Nous sommes les seuls êtres vivants sur cette planète à enterrer nos morts, à se souvenir d’eux et à les honorer. Cela fait partie de la grande civilisation. Toutes les religions du monde et toutes les civilisations font cela.
Il faut être passé par la perte de quelqu’un pour le comprendre. L’épaisseur de la vie vous fera peut-être comprendre cela. Je n’en étais pas non plus convaincue quand j’étais plus jeune. Quand on est plus jeune, on est tourné vers la vie. Dans ma délégation, j’accompagne des gens, mais aussi des moments d’histoire tragiques. Quand on a accompagné des gens toute sa vie, on peut comprendre.

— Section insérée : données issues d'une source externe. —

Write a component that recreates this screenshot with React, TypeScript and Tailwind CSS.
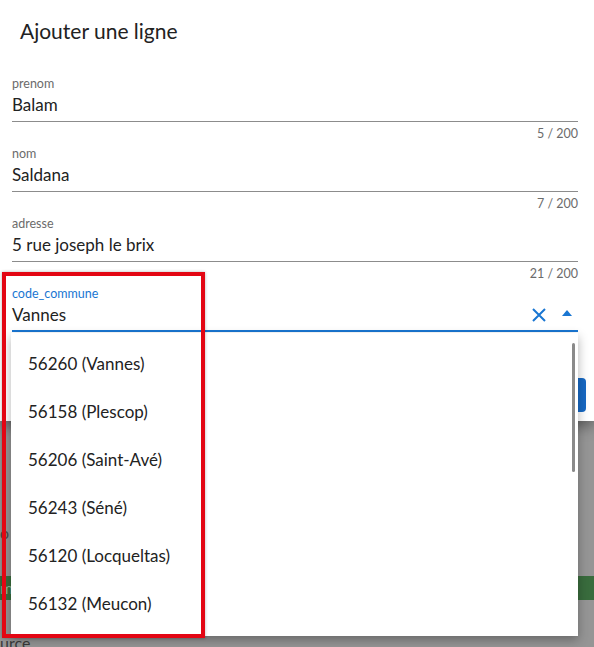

Un exemple : le monument aux morts qui a été inauguré cette année au cimetière du Père-Lachaise et qui recueille les 94 500 noms de nos Poilus parisiens morts pour la France. Pendant un siècle, ils n’ont pas eu leur nom. Ce n’est pas que l’on ne voulait pas les honorer, mais la Ville n’avait jamais eu les moyens de faire le recensement de ces
hommes. Vous n’imaginez pas la charge émotionnelle que cela représente, 100 ans après. Alors, imaginez un accident d’avion, avec 250 morts. Mettons ces hommages au cœur de la ville.”
Mme BARATTI-ELBAZ, Maire du 12e arrondissement, Conseillère de Paris :
“Pour compléter avec des éléments plus terre-à-terre : c’est une demande de l’association qui nous a été formulée très clairement pour ce site. C’est donc un peu compliqué de dire non. Deuxièmement, c’est il n’y a plus beaucoup de place dans les cimetières parisiens pour installer ce type de plaques. Parmi les victimes, beaucoup étaient originaires du sud de la France. La proximité de la gare de Lyon était un élément déterminant pour eux dans la localisation du parc de Bercy. Nous nous sommes interrogés, pour être honnête. J’ai dit que nous avions un nombre d’allées limité dans le parc de Bercy et que ce n’était pas forcément la vocation du parc d’avoir des noms de crash aériens systématiques. Mais c’est la première fois, dans ce parc. Nous avons considéré que cette demande pouvait être acceptée, d’où la délibération d’aujourd’hui. Ce n’est pas un sujet facile. Mais au moins, le débat aura eu lieu entre nous. Maintenant que vous avez eu quelques éléments de réponse, une explication de vote ?”
Mme Isabelle TAVAUX, Conseillère d’arrondissement :
“Nous allons voter pour cette délibération, mais nous n’avons pas apprécié la façon dont Mme VIEU-CHARIER a comparé les personnes mortes pour la France et d’autres mortes dans un accident. Ce n’était pas très heureux.”
Mme BARATTI-ELBAZ, Maire du 12e arrondissement, Conseillère de Paris :
“Ce n’est pas ce qu’elle a dit. Elle a comparé l’importance de rendre hommage aux
victimes. Et notamment les victimes pour lesquelles il n’y a pas de corps. C’est peut-être le point commun entre certains Poilus et certaines victimes aériennes.”
M. Matthieu SEINGIER, Conseiller d’arrondissement :
“J’ai reçu une magnifique leçon et je vous en remercie. Je ne suis pas ici pour parler de
mes engagements, mais je suis aussi membre d’une association que vous connaissez bien, le Souvenir Français. J’ai été sous la pluie faire des quêtes en faveur de la rénovation des monuments aux morts, les 1er et 11 novembre. C’est un sujet que je connais. Ma question était autre. Merci.”